All business model frameworks have the customer and the value proposition, or offer, as key elements. The value proposition is described as the products or services offered to different customers segments, and is a function of key resources and key processes (or activities) given to the input from suppliers (or partners). In some of the frameworks, partners are also included as an element to provide external resources and activities to enable the company to provide its value propositions. One of the things I'm missing in these frameworks is the perspective of co-creation of value. Value creation from the customers' perspective is not necessarily sequential, all captured in one company's value propositions, but in many cases parallel, offered simultaneously by different actors.

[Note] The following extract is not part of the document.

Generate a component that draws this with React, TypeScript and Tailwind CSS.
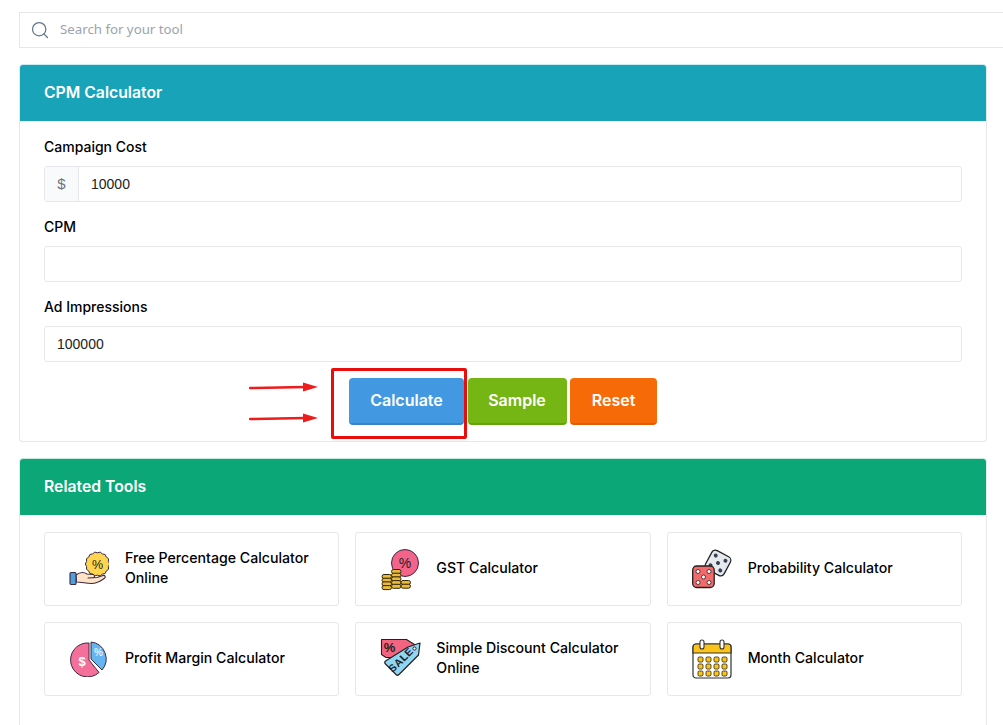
import { ReactNode } from 'react'
import { Search } from 'lucide-react'

const outline = "#3b2a45"

// little scalloped coin edge
const coinPoints = Array.from({ length: 28 })
  .map((_, i) => {
    const a = (i / 28) * Math.PI * 2
    const r = i % 2 === 0 ? 12.2 : 11.2
    return `${(28.5 + r * Math.cos(a)).toFixed(2)},${(13 + r * Math.sin(a)).toFixed(2)}`
  })
  .join(" ")

const HandIcon = () => (
  <svg width="40" height="36" viewBox="0 0 40 36">
    <polygon points={coinPoints} fill="#ffd54f" stroke={outline} strokeWidth="1" strokeLinejoin="round" />
    <text x="28.500" y="17.500" fontSize="12.500" textAnchor="middle" fontFamily="Liberation Sans, sans-serif" fill="#222">%</text>
    <path d="M7 24c4-3 8-3 11-1l6 .5c2 .3 2 3 0 3.300l-5 .2 9-.5 6-2c2-.5 3 1.500 1.500 2.800-4 3-8 5-12 5.200-6 .3-10-1.500-16-1.500z" fill="#ffe3c7" stroke={outline} strokeWidth="1.100" strokeLinejoin="round" />
    <rect x="1" y="21.500" width="6" height="12" rx="1" fill="#4f9fd8" stroke={outline} strokeWidth="1.100" />
  </svg>
)

const CoinRow = ({ x, y, n }: { x: number; y: number; n: number }) => (
  <g>
    {Array.from({ length: n }).map((_, i) => (
      <rect key={i} x={x} y={y + i * 3.700} width="9.500" height="4" rx="2" fill="#e9bb38" stroke="#33260c" strokeWidth="1" />
    ))}
  </g>
)

const CoinsIcon = () => (
  <svg width="40" height="46" viewBox="0 0 40 46">
    <circle cx="25" cy="17" r="13.500" fill="#f4638a" stroke={outline} strokeWidth="1" />
    <text x="25" y="22" fontSize="14" textAnchor="middle" fontFamily="Liberation Sans, sans-serif" fill="#222">%</text>
    <CoinRow x={2} y={28.500} n={4} />
    <CoinRow x={11.500} y={23.500} n={5} />
    <CoinRow x={21} y={34.500} n={2} />
  </svg>
)

const DiceIcon = () => (
  <svg width="42" height="40" viewBox="0 0 42 40">
    <g transform="rotate(28 26 14)">
      <rect x="15.500" y="3.500" width="21" height="21" rx="4" fill="#e6e9ee" stroke="#222" strokeWidth="1.300" />
      {[[20.500, 8.500], [31.500, 8.500], [26, 14], [20.500, 19.500], [31.500, 19.500]].map(([cx, cy]) => (
        <circle key={`${cx}-${cy}`} cx={cx} cy={cy} r="2" fill="#37424f" />
      ))}
    </g>
    <rect x="0.700" y="17" width="21.500" height="21.500" rx="4" fill="#f26a6a" stroke="#222" strokeWidth="1.300" />
    {[[6, 22.500], [17, 22.500], [11.500, 28], [6, 33.500], [17, 33.500]].map(([cx, cy]) => (
      <circle key={`${cx}-${cy}`} cx={cx} cy={cy} r="2" fill="#fff" stroke="#222" strokeWidth="0.800" />
    ))}
  </svg>
)

const PieIcon = () => (
  <svg width="40" height="36" viewBox="0 0 40 36">
    <path d="M20 2A17 17 0 1 0 30 31.500L20 19z" fill="#f4709b" stroke={outline} strokeWidth="1" />
    <path d="M22 1A17 17 0 0 1 33 29L22 18z" fill="#64b5f0" stroke={outline} strokeWidth="1" />
    <text x="13" y="25" fontSize="13" fontWeight="700" textAnchor="middle" fontFamily="Liberation Sans, sans-serif" fill="#fff">$</text>
    <text x="29.500" y="15" fontSize="10" fontWeight="700" textAnchor="middle" fontFamily="Liberation Sans, sans-serif" fill="#dff1ff">%</text>
  </svg>
)

const TagIcon = () => (
  <svg width="42" height="42" viewBox="0 0 42 42">
    <path d="M1.500 1.500h25l8 5-4 13H6l-4.500-3z" fill="#f2647f" stroke="#222" strokeWidth="1.100" strokeLinejoin="round" />
    <text x="9.500" y="14" fontSize="13" fontWeight="700" textAnchor="middle" fontFamily="Liberation Sans, sans-serif" fill="#222">%</text>
    <path d="M28 9l12-4-1.500 12L19 36.500c-1 1-2 1-3 0L5.500 26c-1-1-1-2 0-3z" fill="#8fd6f5" stroke="#222" strokeWidth="1.200" strokeLinejoin="round" />
    <circle cx="34.500" cy="10.500" r="1.600" fill="#fff" stroke="#222" strokeWidth="1" />
    <text x="21" y="25.500" fontSize="10.500" fontWeight="700" letterSpacing="0.500" textAnchor="middle" fontFamily="Liberation Sans, sans-serif" fill="#222" transform="rotate(-45 21 22)">SALE</text>
  </svg>
)

const CalendarIcon = () => (
  <svg width="40" height="40" viewBox="0 0 40 40">
    <rect x="1" y="5" width="38" height="34" rx="3" fill="#fff" stroke="#333" strokeWidth="1.200" />
    <path d="M1 14V8a3 3 0 0 1 3-3h32a3 3 0 0 1 3 3v6z" fill="#fcc419" stroke="#333" strokeWidth="1.200" />
    <rect x="8" y="1" width="4" height="9" rx="2" fill="#fff" stroke="#333" strokeWidth="1.100" />
    <rect x="28" y="1" width="4" height="9" rx="2" fill="#fff" stroke="#333" strokeWidth="1.100" />
    {[18, 25, 32].map((y) =>
      [6, 14, 22, 30].map((x) => (
        <rect key={`${x}-${y}`} x={x} y={y} width="5" height="5" rx="1.300" fill="#fcc419" stroke="#3a3320" strokeWidth="0.900" />
      ))
    )}
  </svg>
)

const tools: { name: ReactNode; icon: ReactNode }[] = [
  { name: <>Free Percentage Calculator<br />Online</>, icon: <HandIcon /> },
  { name: "GST Calculator", icon: <CoinsIcon /> },
  { name: "Probability Calculator", icon: <DiceIcon /> },
  { name: "Profit Margin Calculator", icon: <PieIcon /> },
  { name: <>Simple Discount Calculator<br />Online</>, icon: <TagIcon /> },
  { name: "Month Calculator", icon: <CalendarIcon /> },
]

const inputClass = "h-9 w-full rounded-[3px] border border-[#e5e7eb] bg-white px-3 text-[14px] text-[#222] outline-none font-['Liberation_Sans',sans-serif]"
const labelClass = "block mb-[9px] h-[19px] text-[14px] leading-[17px] font-medium text-black"

const Arrow = ({ className }: { className: string }) => (
  <svg className={`absolute ${className}`} width="72" height="12" viewBox="0 0 72 12">
    <path d="M1 7L56 6" stroke="#ee1c1c" strokeWidth="2.500" strokeLinecap="round" />
    <path d="M54 1.500l15 4.500-15 4.500z" fill="#ee1c1c" />
  </svg>
)

const App = () => {
  return (
    <div className="h-[725px] w-[1003px] overflow-hidden bg-white font-['Inter',sans-serif] pl-[19px] pt-3">
      {/* search bar runs off the right side */}
      <div className="flex h-9 w-[1000px] items-center border border-[#e5e7eb] bg-white pl-[10px]">
        <Search size={20} strokeWidth={1.5} className="text-[#64748b]" />
        <span className="ml-[10px] text-[13.25px] text-[#9ca3af] font-['Noto_Sans',sans-serif]">Search for your tool</span>
      </div>

      <div className="mt-4 h-[378px] w-[968px] rounded-[4px] border border-[#e5e7eb] border-t-[#c8eef4]">
        <div className="flex h-14 items-center rounded-t-[3px] bg-[#19a3b9] pl-6 pb-px text-[15.75px] font-semibold text-white">CPM Calculator</div>
        <div className="relative px-6 pt-[17px]">
          <label className={labelClass}>Campaign Cost</label>
          <div className="flex h-9 overflow-hidden rounded-[3px] border border-[#e5e7eb]">
            <span className="flex w-[34px] shrink-0 items-center justify-center border-r border-[#e5e7eb] bg-[#f8fafc] text-[15px] text-[#6b7280] font-['Liberation_Sans',sans-serif]">$</span>
            <input readOnly value="10000" className="w-full px-3 text-[14px] text-[#222] outline-none font-['Liberation_Sans',sans-serif]" />
          </div>
          <label className={`${labelClass} mt-4`}>CPM</label>
          <input readOnly className={inputClass} />
          <label className={`${labelClass} mt-4`}>Ad Impressions</label>
          <input readOnly value="100000" className={inputClass} />

          <div className="mt-4 flex justify-center gap-[3.500px] text-[16px] font-semibold text-white">
            <button className="h-[47px] w-[115px] rounded-[4px] border-b-2 border-[#3a84c4] bg-[#4299e1] pb-0.5">Calculate</button>
            <button className="h-[47px] w-[99px] rounded-[4px] border-b-2 border-[#65a30d] bg-[#75b514] pb-0.5">Sample</button>
            <button className="h-[47px] w-[87px] rounded-[4px] border-b-2 border-[#dd5f06] bg-[#f66b08] pb-0.5">Reset</button>
          </div>

          {/* annotation drawn over the screenshot */}
          <Arrow className="left-[229px] top-[260px]" />
          <Arrow className="left-[229px] top-[291px]" />
          <div className="absolute left-[311px] top-[247px] h-[71px] w-[136px] rounded-[2px] border-[3px] border-[#e90e0e]" />
        </div>
      </div>

      <div className="mt-4 h-[300px] w-[968px] rounded-[4px] border border-[#e5e7eb] border-t-[#c5eadd]">
        <div className="flex h-14 items-center rounded-t-[3px] bg-[#0ba776] pl-6 pb-px text-[15.75px] font-semibold text-white">Related Tools</div>
        <div className="grid grid-cols-3 gap-4 px-6 pt-[17px]">
          {tools.map((tool, index) => (
            <div key={index} className="flex h-[74px] items-center rounded-[3px] border border-[#e5e7eb] bg-white pl-6">
              <div className="flex w-14 shrink-0 items-center">{tool.icon}</div>
              <div className="pb-0.5 text-[14.15px] leading-5 font-medium text-black">{tool.name}</div>
            </div>
          ))}
        </div>
      </div>
    </div>
  )
}

export default App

The business model concept takes its starting point in how an organization creates and captures value. Since the 1960s, different frameworks have been presented to capture the building blocks of value creation. Almost all frameworks take their starting point in the organization, or the firm, and what is being provided as output from within the organizational boundaries. This made sense when competition was based on one company's dominance of some asset or mastery of production, but I don't know if it is sufficient to innovate business models today. To clearly describe or analyze Google's business model for Android, without including what other companies such as handset manufacturers or app developers provide the same customers, is impossible. (Great guest post: Is Android Evil?)
When designing business models, do not limit your thinking to the value you are creating or potentially could create combining external resources and activities, but include complementary values that others could provide, in the business model equation. Perhaps there should be business model frameworks taking the starting point in customer value creation, not limited to what one business can provide?
Is there a need for customer value creation models? Are there any good ones out there?